Strengths: WPP is a new variant of the Wasserstein distance to solve the curse of dimensionality, and this paper propose applying Riemmanian technique method to solve WPP. They also prove the convergence result for algorithm. They provide comprehensive empirical studies to evaluate our algorithms on synthetic and real datasets.

Weaknesses: I admit this work has relevance to optimal transport in terms of numerical optimisation method, and it is interesting to exploit more efficient technique for optimising WPP. However, the main problem is this work only focus on Riemannian optimatzation part. So the idea is not very attractive to me. Instead I'd like to see more statistical properties or theoretical analysis about the WPP distance except existing results in ref [64]. For instance, (25) introduce the entropic regularized to PRW distance, indeed, this will facilitate the optimisation. But the question is the statistical part is weak. What is the statistical property of (25)? e.g. whether (25) is strong consistent with original PRW or Wasserstein distance? Is (25) still the well-defined distance on Wasserstein manifold as PRW? There is no such discussion or analysis in this work.

Correctness: yes

Clarity: yes

Relation to Prior Work: Yes

Reproducibility: Yes

Additional Feedback: The response from the authors partially address my concerns. So I raise my socre.

Review 4

Summary and Contributions: The paper concerns computational tools for the projection robust Wasserstein distance / Wasserstein projection pursuit. Some definitions are given for how the non-convex, non-smooth objective is solved in a meaningful (epsilon-approximate) way. Then, solvers based on entropic regularization are presented, for which theoretical guarantees of finite running times are given. The solver relies on the standard Sinkhorn-Knopp algorithm and Riemannian gradient ascent on the Stiefel manifold. Two varients, adaptive and non-adaptive versions, RAGAS and RGAS are provided, which are then demonstrated in the experimental section, and also compared to the subspace robust wasserstein distance (SRW).

Strengths: The substance is novel and clearly of importance to the field of computational OT, which is well motivated by the text, as tools to battle the curse of dimensionality in OT are needed. Is is a natural development for the prior work, by showing that the PRW can be quite efficiently computed in practice. Furthermore, the experimental section is able to demonstrate the efficiency of the method(s).

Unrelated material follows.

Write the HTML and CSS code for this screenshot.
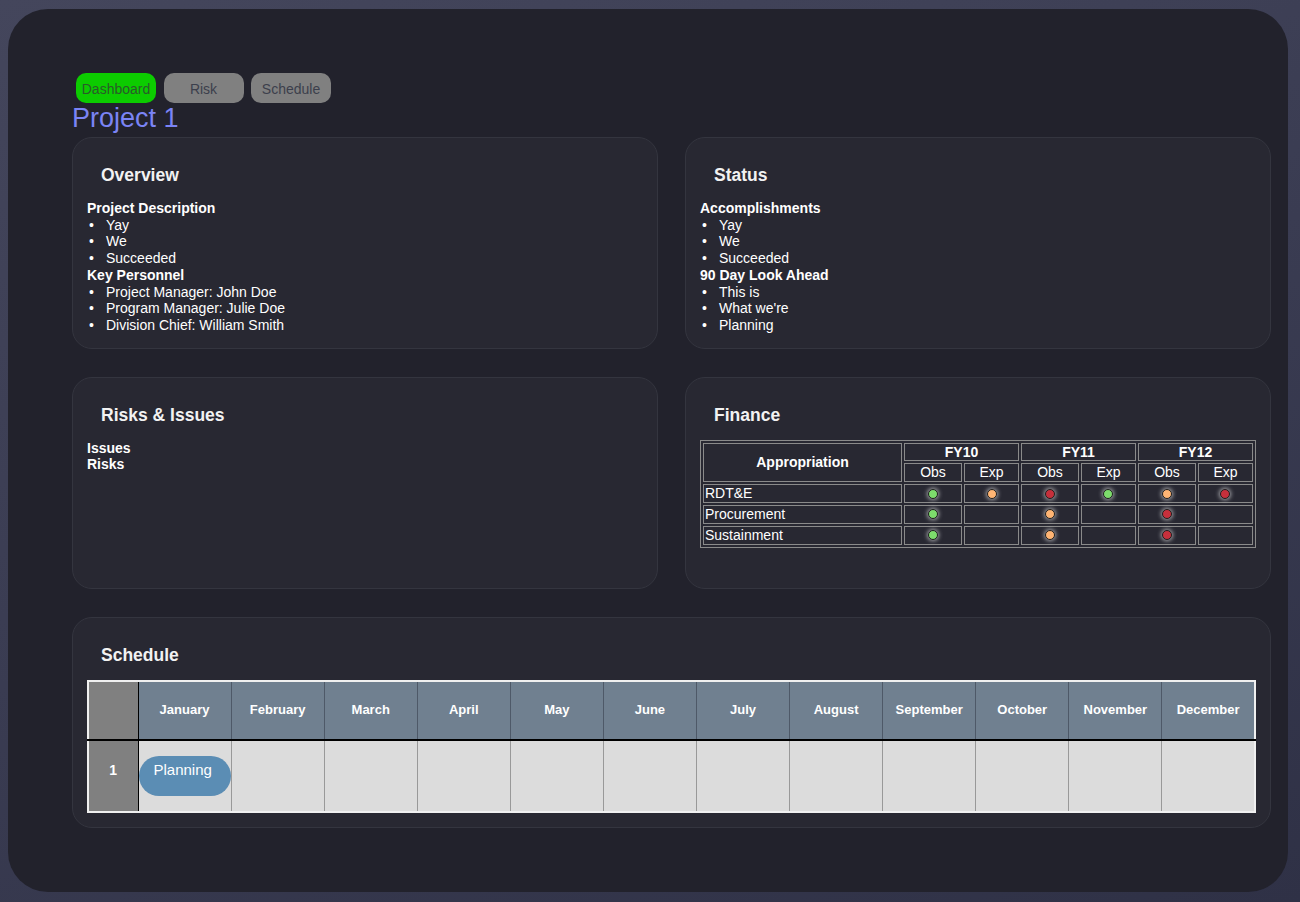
FILE: index.html
```html
<!DOCTYPE html>
<html>
<head>
<meta charset="utf-8">
<link rel="stylesheet" href="styles.css">
</head>
<body>
<div class="panel">
  <div class="tabs">
    <button class="tab tab-active">Dashboard</button>
    <button class="tab">Risk</button>
    <button class="tab">Schedule</button>
  </div>
  <h1 class="project-title">Project 1</h1>
  <div class="grid">
    <section class="card">
      <h3 class="card-title">Overview</h3>
      <div class="label">Project Description</div>
      <ul class="list">
        <li>Yay</li>
        <li>We</li>
        <li>Succeeded</li>
      </ul>
      <div class="label">Key Personnel</div>
      <ul class="list">
        <li>Project Manager: John Doe</li>
        <li>Program Manager: Julie Doe</li>
        <li>Division Chief: William Smith</li>
      </ul>
    </section>
    <section class="card">
      <h3 class="card-title">Status</h3>
      <div class="label">Accomplishments</div>
      <ul class="list">
        <li>Yay</li>
        <li>We</li>
        <li>Succeeded</li>
      </ul>
      <div class="label">90 Day Look Ahead</div>
      <ul class="list">
        <li>This is</li>
        <li>What we're</li>
        <li>Planning</li>
      </ul>
    </section>
    <section class="card card-tall">
      <h3 class="card-title">Risks &amp; Issues</h3>
      <div class="label">Issues</div>
      <div class="label">Risks</div>
    </section>
    <section class="card card-tall">
      <h3 class="card-title">Finance</h3>
      <table class="fin">
        <tr>
          <th rowspan="2" class="fin-app">Appropriation</th>
          <th colspan="2">FY10</th>
          <th colspan="2">FY11</th>
          <th colspan="2">FY12</th>
        </tr>
        <tr>
          <td class="c">Obs</td><td class="c">Exp</td>
          <td class="c">Obs</td><td class="c">Exp</td>
          <td class="c">Obs</td><td class="c">Exp</td>
        </tr>
        <tr>
          <td>RDT&amp;E</td>
          <td class="c"><span class="dot green"></span></td>
          <td class="c"><span class="dot orange"></span></td>
          <td class="c"><span class="dot red"></span></td>
          <td class="c"><span class="dot green"></span></td>
          <td class="c"><span class="dot orange"></span></td>
          <td class="c"><span class="dot red"></span></td>
        </tr>
        <tr>
          <td>Procurement</td>
          <td class="c"><span class="dot green"></span></td>
          <td></td>
          <td class="c"><span class="dot orange"></span></td>
          <td></td>
          <td class="c"><span class="dot red"></span></td>
          <td></td>
        </tr>
        <tr>
          <td>Sustainment</td>
          <td class="c"><span class="dot green"></span></td>
          <td></td>
          <td class="c"><span class="dot orange"></span></td>
          <td></td>
          <td class="c"><span class="dot red"></span></td>
          <td></td>
        </tr>
      </table>
    </section>
    <section class="card card-wide">
      <h3 class="card-title">Schedule</h3>
      <table class="sched">
        <colgroup>
          <col class="col-num">
          <col><col><col><col><col><col><col><col><col><col><col><col>
        </colgroup>
        <thead>
          <tr>
            <th class="corner"></th>
            <th>January</th><th>February</th><th>March</th><th>April</th>
            <th>May</th><th>June</th><th>July</th><th>August</th>
            <th>September</th><th>October</th><th>November</th><th>December</th>
          </tr>
        </thead>
        <tbody>
          <tr>
            <td class="rownum">1</td>
            <td class="pill-cell"><div class="pill">Planning</div></td>
            <td></td><td></td><td></td><td></td><td></td><td></td>
            <td></td><td></td><td></td><td></td><td></td>
          </tr>
        </tbody>
      </table>
    </section>
  </div>
</div>
</body>
</html>
```

FILE: styles.css
```css
html, body {
  margin: 0;
  padding: 0;
}
body {
  width: 1300px;
  height: 902px;
  background: linear-gradient(160deg, #44465c 0%, #3a3c52 50%, #2f3146 100%);
  font-family: "Liberation Sans", Arial, sans-serif;
  color: #ffffff;
  overflow: hidden;
}
.panel {
  box-sizing: border-box;
  margin: 9px 0 0 8px;
  width: 1280px;
  height: 883px;
  background: #22222c;
  border-radius: 40px;
  padding: 64px 17px 0 64px;
}
.tabs {
  display: flex;
  gap: 7.5px;
  margin-left: 4px;
}
.tab {
  width: 80px;
  height: 30px;
  border: none;
  border-radius: 10px;
  background: #808080;
  color: #3c3f4c;
  font-family: "Liberation Sans", Arial, sans-serif;
  font-size: 14px;
  padding: 2px 0 0 0;
  line-height: 28px;
}
.tab-active {
  background: #0ccc00;
  color: #2a5a2a;
}
.project-title {
  margin: 0;
  font-weight: normal;
  font-size: 27px;
  line-height: 30px;
  color: #7b84f5;
  height: 34px;
}
.grid {
  display: grid;
  grid-template-columns: 586px 586px;
  column-gap: 27px;
  row-gap: 28px;
}
.card {
  box-sizing: border-box;
  min-height: 211px;
  background: #282832;
  border: 1px solid #34353f;
  border-radius: 20px;
  padding: 27px 14px 14px 14px;
  font-size: 14px;
  line-height: 16.7px;
}
.card-tall {
  min-height: 212px;
}
.card-wide {
  grid-column: 1 / span 2;
}
.card-title {
  margin: 0 0 15px 14px;
  font-size: 17.5px;
  line-height: 20px;
  font-weight: bold;
  color: #f2f2f2;
}
.label {
  font-weight: bold;
}
.list {
  margin: 0;
  padding: 0;
  list-style: none;
}
.list li::before {
  content: "\2022";
  display: inline-block;
  width: 17px;
  padding-left: 2px;
}

/* Finance table */
.fin {
  width: 100%;
  border: 1px solid #8a8a8a;
  border-spacing: 2px;
  margin-top: 1px;
  font-size: 14px;
}
.fin th, .fin td {
  border: 1px solid #8a8a8a;
  padding: 0 1px;
  line-height: 16.8px;
  height: 16.8px;
}
.fin th {
  font-weight: bold;
}
.fin-app {
  width: 195px;
}
.fin .c {
  text-align: center;
}
.dot {
  display: inline-block;
  box-sizing: border-box;
  width: 10px;
  height: 10px;
  border-radius: 50%;
  border: 1px solid #1e1e1e;
  box-shadow: 0 0 4px 1px rgba(255, 255, 255, 0.6);
  vertical-align: middle;
  position: relative;
  top: -1px;
}
.green { background: #7ddc6c; }
.orange { background: #ffb574; }
.red { background: #c6303c; }

/* Schedule table */
.sched {
  width: 100%;
  table-layout: fixed;
  border-collapse: collapse;
  border: 2px solid #f0f0f0;
  margin-top: 1px;
}
.col-num {
  width: 50px;
}
.sched th {
  background: #708090;
  color: #ffffff;
  font-size: 13px;
  font-weight: bold;
  height: 57px;
  padding: 0;
  border-right: 1px solid #4e5968;
  border-bottom: 2px solid #000000;
  text-align: center;
}
.sched th.corner {
  background: #808080;
  border-right: 1px solid #000000;
}
.sched td {
  background: #dcdcdc;
  height: 70px;
  padding: 0;
  border-right: 1px solid #999999;
  border-bottom: 1px solid #000000;
}
.sched td.rownum {
  background: #808080;
  color: #ffffff;
  font-weight: bold;
  font-size: 14px;
  text-align: center;
  border-right: 1px solid #000000;
  padding-bottom: 10px;
  box-sizing: border-box;
}
.pill {
  box-sizing: border-box;
  height: 40px;
  background: #5b8db4;
  border-radius: 20px;
  color: #ffffff;
  font-size: 15px;
  line-height: 18px;
  padding: 5px 0 0 15px;
}
```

Weaknesses: My only objection to this paper would be the amount of substance it contains, making me wonder if this conference is the right venue for it. As it is, the paper is crammed full, and comes with a supplementary material of 30 pages, containing ~10 pages of results + their proofs, where the rest consists mostly of additional details on more well-known material to help the reader. On top of this, the experimental section of the paper is not self sufficient, and requires reading the supplementary material in order to understand what has been carried out, e.g., k^* is not defined, and the experimental settings are not explained, except for the real data experiment. The situation could be improved by attempting to make the experimental section more self-contained.

Correctness: The limited review time prevents me from going through in detail the results in the 30 page supplementary material, which will lower my confidence score.

Clarity: The paper is written in a nice way and contains plenty of technical details written in an understandable way.

Relation to Prior Work: The paper explains well the weaknesses of OT that PRW/WPP try to remedy, and builds naturally on these methods.

Reproducibility: Yes

Additional Feedback: ## Edit after rebuttal After reading the other reviews and the rebuttal, I retain the previous score and thank the authors for addressing my concern.